《1822》 抗がん剤の副作用の個人差 [未分類]

がん医療、ここが分からないシリーズ・15

Q なぜ人によって抗がん剤の副作用の出方が違うの?

  どんな抗がん剤・分子標的薬にも、注意事項には、「副作用には個人差がある」と書かれているかと思います。
  なぜ人によって、副作用の出方が違ってくるのでしょう? 
  そもそも、なぜ抗がん剤を使用すると、大きく副作用が出るのですか? 
  また、長尾先生から見て、一番しんどい副作用とはどんな症状ですか? 教えてください。

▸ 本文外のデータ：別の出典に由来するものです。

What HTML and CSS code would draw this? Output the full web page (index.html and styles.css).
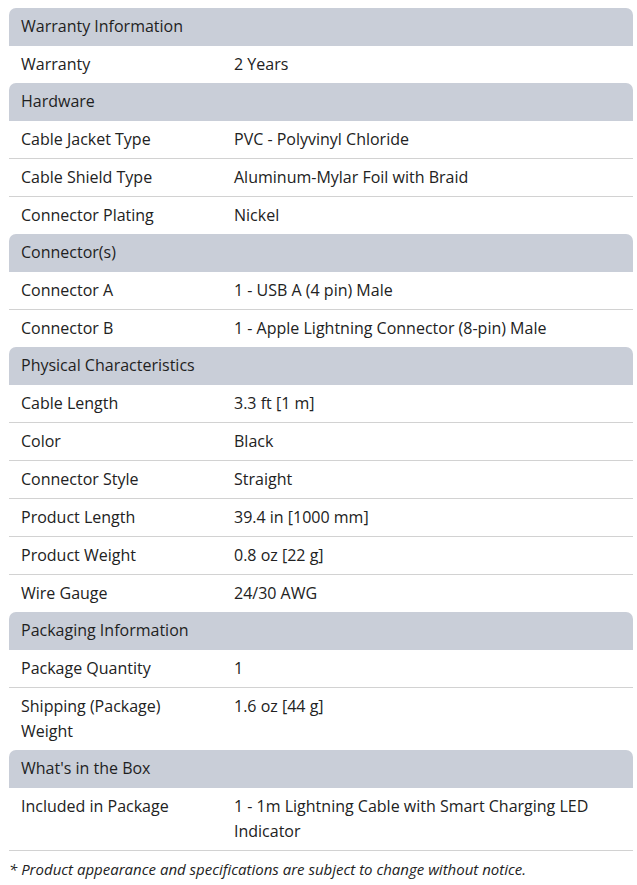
FILE: index.html
```html
<!DOCTYPE html>
<html>
<head>
<meta charset="utf-8">
<link rel="stylesheet" href="styles.css">
</head>
<body>
<div class="specs">
  <div class="group">
    <div class="head">Warranty Information</div>
    <div class="row"><div class="k">Warranty</div><div class="v">2 Years</div></div>
  </div>
  <div class="group">
    <div class="head">Hardware</div>
    <div class="row"><div class="k">Cable Jacket Type</div><div class="v">PVC - Polyvinyl Chloride</div></div>
    <div class="row"><div class="k">Cable Shield Type</div><div class="v">Aluminum-Mylar Foil with Braid</div></div>
    <div class="row"><div class="k">Connector Plating</div><div class="v">Nickel</div></div>
  </div>
  <div class="group">
    <div class="head">Connector(s)</div>
    <div class="row"><div class="k">Connector A</div><div class="v">1 - USB A (4 pin) Male</div></div>
    <div class="row"><div class="k">Connector B</div><div class="v">1 - Apple Lightning Connector (8-pin) Male</div></div>
  </div>
  <div class="group">
    <div class="head">Physical Characteristics</div>
    <div class="row"><div class="k">Cable Length</div><div class="v">3.3 ft [1 m]</div></div>
    <div class="row"><div class="k">Color</div><div class="v">Black</div></div>
    <div class="row"><div class="k">Connector Style</div><div class="v">Straight</div></div>
    <div class="row"><div class="k">Product Length</div><div class="v">39.4 in [1000 mm]</div></div>
    <div class="row"><div class="k">Product Weight</div><div class="v">0.8 oz [22 g]</div></div>
    <div class="row"><div class="k">Wire Gauge</div><div class="v">24/30 AWG</div></div>
  </div>
  <div class="group">
    <div class="head">Packaging Information</div>
    <div class="row"><div class="k">Package Quantity</div><div class="v">1</div></div>
    <div class="row"><div class="k">Shipping (Package) Weight</div><div class="v">1.6 oz [44 g]</div></div>
  </div>
  <div class="group last">
    <div class="head">What's in the Box</div>
    <div class="row"><div class="k">Included in Package</div><div class="v">1 - 1m Lightning Cable with Smart Charging LED Indicator</div></div>
  </div>
</div>
<p class="note">* Product appearance and specifications are subject to change without notice.</p>
</body>
</html>
```

FILE: styles.css
```css
html, body {
  margin: 0;
  padding: 0;
  background: #ffffff;
}
body {
  padding: 8px 4px 0 9px;
  font-family: "Open Sans", "Liberation Sans", sans-serif;
  font-size: 16px;
  line-height: 25px;
  color: #222222;
}
.specs {
  width: 624px;
}
.head {
  background: #c9ced8;
  border-radius: 7px 7px 0 0;
  padding: 5.5px 12px 7.5px;
  color: #1f1f1f;
}
.row {
  display: grid;
  grid-template-columns: 213px 1fr;
  border-bottom: 1px solid #d2d2d2;
}
.group .row:last-child {
  border-bottom: none;
}
.group.last .row:last-child {
  border-bottom: 1px solid #d2d2d2;
}
.k, .v {
  padding: 6px 12px;
}
.note {
  margin: 6px 0 0 0;
  font-style: italic;
  font-size: 15px;
  color: #222222;
}
```
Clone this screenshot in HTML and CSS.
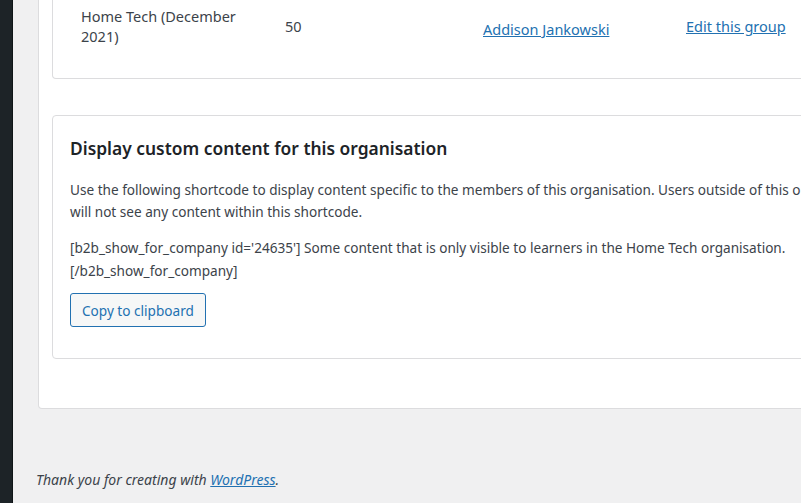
FILE: index.html
```html
<!DOCTYPE html>
<html lang="en">
  <head>
    <meta charset="UTF-8" />
    <meta name="viewport" content="width=device-width, initial-scale=1.0" />
    <title>Organisation</title>
    <link rel="stylesheet" href="styles.css">
  </head>

  <body>
    <aside class="sidebar"></aside>
    <div class="content">
      <main class="panel">
        <section class="card groups">
          <div class="group-row">
            <span class="group-name">Home Tech (December 2021)</span>
            <span class="group-count">50</span>
            <a class="group-leader" href="#">Addison Jankowski</a>
            <a class="group-edit" href="#">Edit this group</a>
          </div>
        </section>

        <section class="card shortcode">
          <h2>Display custom content for this organisation</h2>
          <p>Use the following shortcode to display content specific to the members of this organisation. Users outside of this organisation will not see any content within this shortcode.</p>
          <p class="code">[b2b_show_for_company id='24635'] Some content that is only visible to learners in the Home Tech organisation. [/b2b_show_for_company]</p>
          <button class="button">Copy to clipboard</button>
        </section>
      </main>

      <footer class="footer">
        <p><em>Thank you for creating with <a href="#">WordPress</a>.</em></p>
      </footer>
    </div>
  </body>
</html>
```

FILE: styles.css
```css
html {
  box-sizing: border-box;
  font-family: "Noto Sans", "Open Sans", sans-serif;
  font-size: 13.6px;
}

*,
*:before,
*:after {
  box-sizing: inherit;
}

body {
  margin: 0;
  height: 503px;
  overflow: hidden;
  display: flex;
  background-color: #f0f0f1;
  color: #3c434a;
}

a {
  color: #2271b1;
}

.sidebar {
  flex: 0 0 13px;
  background-color: #1d2327;
  border-right: 1px solid #101517;
}

.content {
  flex: 0 0 909px;
  display: flex;
  flex-direction: column;
}

.panel {
  margin-left: 25px;
  padding: 0 13px 49px;
  background-color: #fff;
  border: 1px solid #dcdcde;
  border-top: 0;
  border-radius: 0 0 4px 4px;
}

.card {
  border: 1px solid #dcdcde;
  border-radius: 4px;
}

.groups {
  border-top: 0;
  border-radius: 0 0 4px 4px;
  padding: 6px 0 32px 28px;
}

.group-row {
  display: grid;
  grid-template-columns: 204px 198px 203px 1fr;
  align-items: center;
  font-size: 14.5px;
  line-height: 20px;
}

.group-name {
  max-width: 175px;
}

.group-leader {
  margin-top: 5px;
}

.shortcode {
  margin-top: 36px;
  padding: 20px 17px 31px;
}

.shortcode h2 {
  margin: 0 0 19px;
  font-size: 17.4px;
  font-weight: 600;
  line-height: 24px;
  color: #1d2327;
}

.shortcode p {
  margin: 0 0 13px;
  line-height: 22px;
}

.shortcode .code {
  margin-bottom: 11px;
  line-height: 23px;
}

.button {
  font-family: inherit;
  font-size: 13.6px;
  height: 34px;
  padding: 0 11px;
  color: #2271b1;
  background-color: #f6f7f7;
  border: 1px solid #2271b1;
  border-radius: 3px;
}

.footer {
  margin-top: auto;
  padding: 0 0 13px 23px;
}

.footer p {
  margin: 0;
  font-size: 14px;
  line-height: 20px;
}
```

 たしかに抗がん剤の副作用には個人差がありことは私も日々、実感します。

  吐き気が強く出る抗がん剤には、事前に強力な吐き気止めが使われていますが、
  それでも吐き気が出る人がいる一方、なんともないという人もいてそれぞれです。

  いわゆる「体質」ということでしょうか。
  医学的には遺伝子検査によって副作用の事前予測ができるようになりつつあります。

  抗がん剤はもともと毒物ですから、副作用というか、調子が悪くなるのは当然です。
  「抗がん剤で体調が良くなった」というひとを見たことがありません。

  それにしても、「抗がん剤」というネーミングは、見事だと思います。
  もし「抗がん毒」であれば、今ほどは使われなかったでしょう。

  一番しんどい副作用は、全身倦怠感や食思不振でしょう。
  吐いて食べられ体重が減った、というのがよくある副作用です。

  分子標的薬では、特有の皮膚症状も大変です。
  手が痛くて手が使えなくなった人を診ると気の毒です。

  TS1という最も使われている抗がん剤では涙道閉塞による流涙が広く知られています。
  この副作用はTS1を止めても消失しないので、「後遺症」と言ったほうがいいかもしれません。

  抗がん剤の最大の弱点は、全身療法であることだと思います。
  がん病巣だけでなく、全身の細胞にまで作用を及ぼしてしまうのが欠点です。

  がんをやっつける、という目的のために正常細胞が犠牲になるのですからなんとも言えない方法。
  副作用が前面に出て悩んで来られる人には、とりあえず「抗がん剤を休む」ことを勧めています。

  みなさん「目からウロコです」と言われるので、こちらが驚きます。
  疲れたら休むのは常識だと思うのですが、そんな単純な判断ができない人もおられます。

  副作用を軽減して抗がん剤治療を継続する方法は、支持療法と呼ばれています。
  この研究分野もめざましい発展をとげていますが、さらに前進することを期待しています。